I have been collecting a small stable of complaints and decided opinions about the use of one word, uncommon or foreign words that stop the reader and the use of the hyphen and combined words.
First, I deplore the current widespread use – read misuse – of the word plethora. You find it all over these days when five years ago, even two, it was just lurking in the dictionary and never was trotted out. According to one of my favorite books, the Oxford American Writer’s Thesaurus, it does not mean mere abundance. It means “excess, overabundance, superabundance, surplus, glut, superfluity, surfeit, profusion, too many, too much, enough and to spare; informal more than one can shake a stick at.” Please, if you have an overwhelming urge to use plethora, use one of the above and be cured.

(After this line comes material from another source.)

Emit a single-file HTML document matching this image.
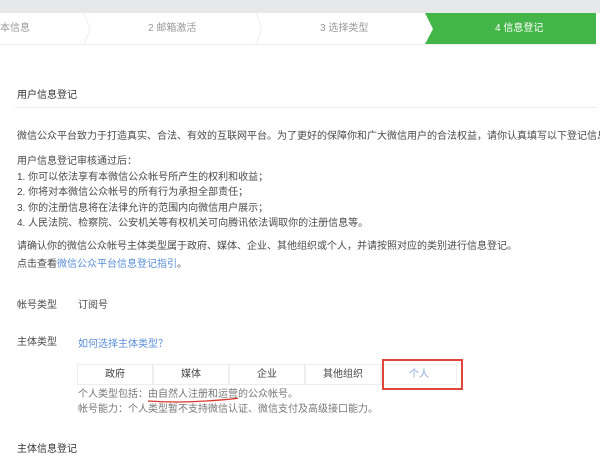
<!DOCTYPE html>
<html><head><meta charset="utf-8"><style>
*{margin:0;padding:0;box-sizing:border-box}
body{width:600px;height:466px;overflow:hidden;background:#fff;font-family:"Liberation Sans","Noto Sans CJK SC",sans-serif;font-size:10px;color:#4a4a4a;position:relative}
.a{position:absolute;white-space:nowrap;line-height:12px}
.top{position:absolute;left:0;top:0;width:600px;height:13px;background:#e7e8ea}
.bar{position:absolute;left:0;top:13px;width:596px;height:32px;background:#fff;border-bottom:1px solid #eee}
.st{position:absolute;top:23px;color:#999;font-size:10px;line-height:12px}
.blue{color:#5b8fd6}
.cell{position:absolute;top:364px;height:21px;width:76px;border:1px solid #eee;text-align:center;line-height:19px;color:#444}
.g{color:#777}
</style></head><body>
<div class="top"></div>
<div class="bar"></div>
<svg style="position:absolute;left:0;top:13px" width="600" height="32">
<polyline points="84,0 90,16 84,31" fill="none" stroke="#eee" stroke-width="1"/>
<polyline points="256,0 262,16 256,31" fill="none" stroke="#eee" stroke-width="1"/>
<polygon points="425,0 596,0 596,31 425,31 433,16" fill="#44b549"/>
</svg>
<div class="st" style="left:0">本信息</div>
<div class="st" style="left:148px">2 邮箱激活</div>
<div class="st" style="left:320px">3 选择类型</div>
<div class="st" style="left:495px;color:#fff">4 信息登记</div>

<div class="a" style="left:17px;top:90px;color:#333">用户信息登记</div>
<div style="position:absolute;left:15px;top:107px;width:582px;height:1px;background:#eee"></div>

<div class="a" style="left:17px;top:131px">微信公众平台致力于打造真实、合法、有效的互联网平台。为了更好的保障你和广大微信用户的合法权益，请你认真填写以下登记信息。</div>
<div class="a" style="left:17px;top:156px">用户信息登记审核通过后：</div>
<div class="a" style="left:17px;top:172px">1. 你可以依法享有本微信公众帐号所产生的权利和收益；</div>
<div class="a" style="left:17px;top:187px">2. 你将对本微信公众帐号的所有行为承担全部责任；</div>
<div class="a" style="left:17px;top:203px">3. 你的注册信息将在法律允许的范围内向微信用户展示；</div>
<div class="a" style="left:17px;top:218px">4. 人民法院、检察院、公安机关等有权机关可向腾讯依法调取你的注册信息等。</div>
<div class="a" style="left:17px;top:241px">请确认你的微信公众帐号主体类型属于政府、媒体、企业、其他组织或个人，并请按照对应的类别进行信息登记。</div>
<div class="a" style="left:17px;top:259px">点击查看<span class="blue">微信公众平台信息登记指引</span>。</div>

<div class="a" style="left:17px;top:300px">帐号类型</div>
<div class="a" style="left:78px;top:300px">订阅号</div>
<div class="a" style="left:17px;top:337px">主体类型</div>
<div class="a blue" style="left:78px;top:339px">如何选择主体类型？</div>

<div class="cell" style="left:77px">政府</div>
<div class="cell" style="left:153px">媒体</div>
<div class="cell" style="left:229px">企业</div>
<div class="cell" style="left:305px">其他组织</div>
<div class="cell" style="left:381px;color:#8aa8d8">个人</div>
<div style="position:absolute;left:382px;top:359px;width:81px;height:31px;border:2px solid #e0463a"></div>

<div class="a g" style="left:78px;top:389px">个人类型包括：由自然人注册和运营的公众帐号。</div>
<svg style="position:absolute;left:146px;top:397px" width="95" height="8"><path d="M2,4 Q30,6 60,4 T92,1" fill="none" stroke="#d9362b" stroke-width="1.3"/></svg>
<div class="a g" style="left:78px;top:404px">帐号能力：个人类型暂不支持微信认证、微信支付及高级接口能力。</div>

<div class="a" style="left:17px;top:444px;color:#333">主体信息登记</div>
</body></html>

I was reading with interest an article about the Federal Reserve that was understandable and informative until the writer threw in tranche without italics. I was stumped because there was no context I could use to determine what this word means, and it was the first time I’d come across it in a lifetime of reading anything and everything. I learned it is French and used in structured finance for slice or section and is related to the English trench. Why not use slice or series? Why throw in a technical term in an article intended for a general audience?
Another word I ran across recently is autarky. It is English but again it is a fairly technical word meaning the quality of being self-sufficient and is usually only applied to political or economic systems. It is not even in my favorite thesaurus; I had to resort to web searches, Wikipedia and Merriam-Webster.
I continually these days notice that writers are combining words that should stand alone. They write: “I’ll see you sometime.” What they mean is: “I’ll see you at some time.” Sometime is appropriate in phrases like “love is a sometime thing.” See how many other instances of word combinations you find in your newspaper.
Finally, writers seem to think that words need to be hyphenated rather than standing by themselves. Yes, it was a hard-fought battle but the battle was hard fought.
I know, I know. It is the sad song of a purist, someone who believes that words mean something and should be handled with care, even coddled. Just indulge me.